2. Space: The More the Merrier
Start with some useful engineering methods:
- Add a loft over your kitchen. Sleeping can be done horizontally, and with kitchens usually hugging the walls and corners, this will only reduce them by height which is easily manageable. BAM! The rest of your apartment just bloomed like a spring flower.
- Utilize the space under the stairs. Staircase science has evolved far beyond needing a solid foundation underneath each step. Turn that space into storage – large square shelves and soft pull-out bins make it easy for the guests to access the contents as well.
Beyond the sheer amount and size of things in the room, there are some additional decorative tricks that can expand the space available as well.

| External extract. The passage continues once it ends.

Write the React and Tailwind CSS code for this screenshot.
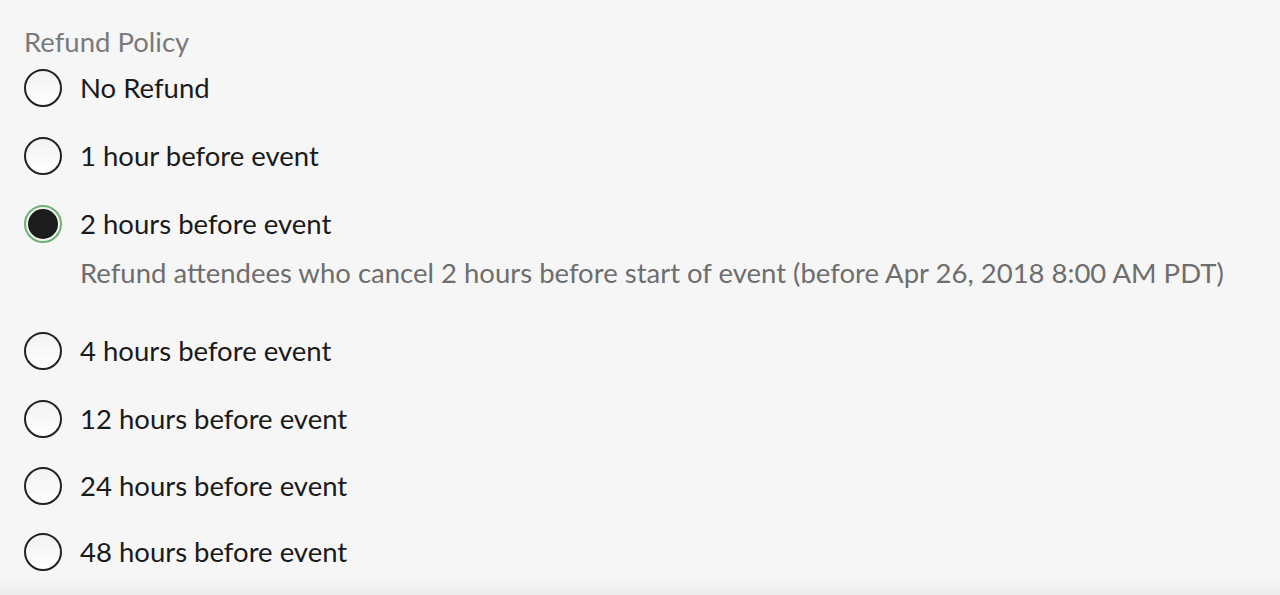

Give them a try!
- Use color to differentiate each space. Try to match some objects within the different areas of your property by color, offering a vivid theme for each area. This doesn’t mean all of the objects in that space; just a few to make the message clear. You don’t want to your guests to be drowning in purple or orange.
- Consider using curtains to divide rooms instead of walls. This can help for a few reasons – namely, that having one larger area softly divided offers a more spacious feeling than a few cramped areas. Besides this, larger spaces are easier to light, and brightly colored curtains can enhance this even further.
3. Walls: Make Them Great Again
They may seem mundane today, but walls have come in all shapes and sizes throughout history. There have been great walls, wailing walls, walls of trees and walls of fire. Inside the home, they mostly only serve to separate spaces and host decorations. Does that sound like something you can live without? If so, our curtain division idea is for you. But if not, there are still some ways that you can utilize walls to make small spaces seem less small.
- Replace ordinary walls with full-sized sliding doors to let your space breathe. A pole in the center of two sliding doors can help support the ceiling, while the doors can slide around this to turn two small spaces into one larger space. Adjust them to your heart’s desire!
- Take the translucent window idea to the next level by building internal walls out of glass. This maintains independent spaces without visually dividing a room.
- Invest in a movie projector, and keep a large space on your wall clear to project movies onto. This will replace the giant television guests often demand these days, while taking up so much less space.
4. Household items: Ordinary Use, Smart Placement
Finding a comfortable couch is easy. Finding a comfortable place for the couch at home might not be. Although everybody loves rearranging the furniture, they don’t always do a great job. Take a break from trying to find the perfect place for each item to make sure that the larger design is maximizing your small space. Be sure to:
- Arrange items above eye level on the wall when possible to draw the eyes up (art, open shelves, etc.)
- Select low-sitting furniture to create the illusion of vertical space by stretching the distance from furniture level to ceiling. Don’t worry, mops can get the dirt out from underneath anything these days.
- BE MINIMAL! Start with the household essentials and NOTHING extra. Then, estimate how much space you can fill without obstructing the visual balance. Make a list of everything you’d like to add in and rate each thing by its importance. In the end, try to choose only things which are useful and unique, setting your place apart from others, and most importantly, things that can fit.
When done correctly, these strategies can even transform a closet into a space that offers comfort and aesthetics. Most of the time you can’t change the size, location, or facilities of a property, which is why working with what you have to offer comfort in every other possible way is crucial. Once you’ve done that, don’t forget to take pictures of the finished product that displays your property at its very best. By making the most of your small spaces, your guests are guaranteed to get cozy – but hopefully not too cozy to check out. And if that happens, well, here are some tips on how to deal with bad guests.
Small spaces have big potential. Make sure you’re maximizing it.